Hydrothermal Synthesis of Heterostructured g-C3N4/Ag–TiO2 Nanocomposites for Enhanced Photocatalytic Degradation of Organic Pollutants

Abstract

In this study, heterostructured g-C3N4/Ag–TiO2 nanocomposites were successfully fabricated using an easily accessible hydrothermal route. Various analytical tools were employed to investigate the surface morphology, crystal structure, specific surface area, and optical properties of as-synthesized samples. XRD and TEM characterization results provided evidence of the successful fabrication of the ternary g-C3N4/Ag–TiO2 heterostructured nanocomposite. The heterostructured g-C3N4/Ag–TiO2 nanocomposite exhibited the best degradation efficiency of 98.04% against rhodamine B (RhB) within 180 min under visible LED light irradiation.
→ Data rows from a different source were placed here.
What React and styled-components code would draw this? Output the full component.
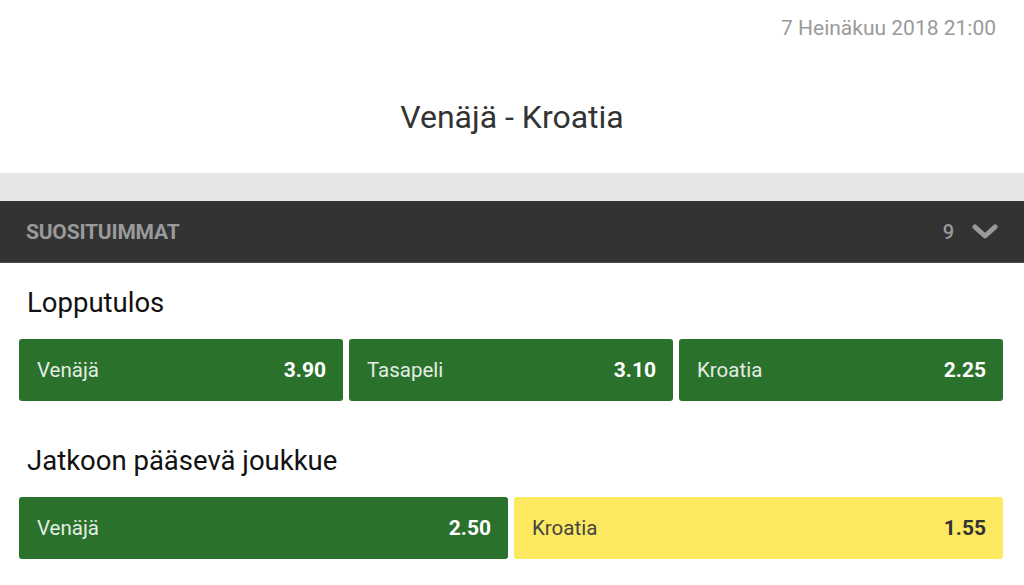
import React from "react";
import styled, { createGlobalStyle } from "styled-components";

const Global = createGlobalStyle`
  html, body { margin: 0; padding: 0; background: #fff; }
  body { font-family: Roboto, "Noto Sans", "Liberation Sans", sans-serif; }
  * { box-sizing: border-box; }
`;

const Page = styled.div`
  width: 1024px;
  height: 585px;
  overflow: hidden;
  background: #fff;
`;

const Top = styled.div`
  height: 173px;
  display: flex;
  flex-direction: column;
  padding: 14px 28px 0 28px;
`;

const DateLine = styled.div`
  text-align: right;
  font-size: 21px;
  line-height: 28px;
  color: #9a9a9a;
`;

const Title = styled.h1`
  margin: 57px 0 0 0;
  text-align: center;
  font-size: 32px;
  line-height: 36px;
  font-weight: 400;
  color: #333;
`;

const Spacer = styled.div`
  height: 28px;
  background: #e6e6e6;
`;

const SectionHeader = styled.div`
  height: 62px;
  background: #333;
  border-bottom: 1px solid #4d4d4d;
  display: flex;
  align-items: center;
  justify-content: space-between;
  padding: 0 26px 0 26px;
  color: #9a9a9a;
`;

const SectionTitle = styled.div`
  font-size: 21px;
  font-weight: 700;
  letter-spacing: -0.2px;
`;

const HeaderRight = styled.div`
  display: flex;
  align-items: center;
  gap: 18px;
  font-size: 20px;
  font-weight: 500;
`;

const Market = styled.div`
  padding: 24px 21px 0 19px;
  & + & { padding-top: 44px; }
`;

const MarketTitle = styled.h2`
  margin: 0 0 21px 8px;
  font-size: 27.5px;
  line-height: 31px;
  font-weight: 400;
  color: #111;
`;

const Row = styled.div`
  display: grid;
  grid-template-columns: repeat(${(p) => p.cols}, 1fr);
  gap: 6px;
`;

const Odd = styled.div`
  height: 62px;
  border-radius: 3px;
  background: ${(p) => (p.selected ? "#fde960" : "#2a722b")};
  display: flex;
  align-items: center;
  justify-content: space-between;
  padding: 0 17px 0 18px;
`;

const Label = styled.span`
  font-size: 20.5px;
  color: ${(p) => (p.selected ? "#444" : "#e4ece4")};
`;

const Price = styled.span`
  font-size: 21px;
  font-weight: 700;
  color: ${(p) => (p.selected ? "#333" : "#fff")};
`;

const Chevron = () => (
  <svg width="26" height="16" viewBox="0 0 26 16">
    <polyline points="3,3 13,12 23,3" fill="none" stroke="#9a9a9a" strokeWidth="5" strokeLinecap="round" strokeLinejoin="round" />
  </svg>
);

const markets = [
  {
    title: "Lopputulos",
    odds: [
      { label: "Venäjä", price: "3.90" },
      { label: "Tasapeli", price: "3.10" },
      { label: "Kroatia", price: "2.25" },
    ],
  },
  {
    title: "Jatkoon pääsevä joukkue",
    odds: [
      { label: "Venäjä", price: "2.50" },
      { label: "Kroatia", price: "1.55", selected: true },
    ],
  },
];

export default function App() {
  return (
    <Page>
      <Global />
      <Top>
        <DateLine>7 Heinäkuu 2018 21:00</DateLine>
        <Title>Venäjä - Kroatia</Title>
      </Top>
      <Spacer />
      <SectionHeader>
        <SectionTitle>SUOSITUIMMAT</SectionTitle>
        <HeaderRight>
          <span>9</span>
          <Chevron />
        </HeaderRight>
      </SectionHeader>
      {markets.map((m) => (
        <Market key={m.title}>
          <MarketTitle>{m.title}</MarketTitle>
          <Row cols={m.odds.length}>
            {m.odds.map((o) => (
              <Odd key={o.label} selected={o.selected}>
                <Label selected={o.selected}>{o.label}</Label>
                <Price selected={o.selected}>{o.price}</Price>
              </Odd>
            ))}
          </Row>
        </Market>
      ))}
    </Page>
  );
}
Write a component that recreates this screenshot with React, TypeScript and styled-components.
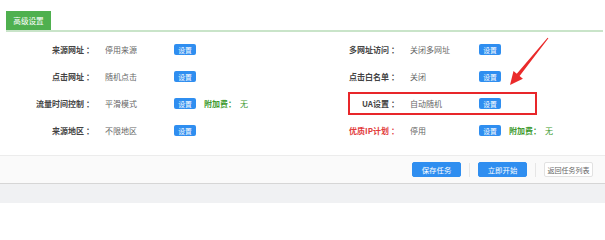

The g-C3N4/Ag–TiO2 nanocomposite exhibited an apparent reaction rate constant 13.16, 4.7, and 1.33 times higher than that of TiO2, Ag–TiO2, and g-C3N4, respectively. The g-C3N4/Ag–TiO2 ternary composite demonstrated higher photocatalytic activity than pristine TiO2 and binary Ag–TiO2 photocatalysts for the degradation of RhB under visible LED light irradiation. The improved photocatalytic performance of the g-C3N4/Ag–TiO2 nanocomposite can be attributed to the formation of an excellent heterostructure between TiO2 and g-C3N4 as well as the incorporation of Ag nanoparticles, which promoted efficient charge carrier separation and transfer and suppressed the rate of recombination. Therefore, this study presents the development of heterostructured g-C3N4/Ag–TiO2 nanocomposites that exhibit excellent photocatalytic performance for the efficient degradation of harmful organic pollutants in wastewater, making them promising candidates for environmental remediation.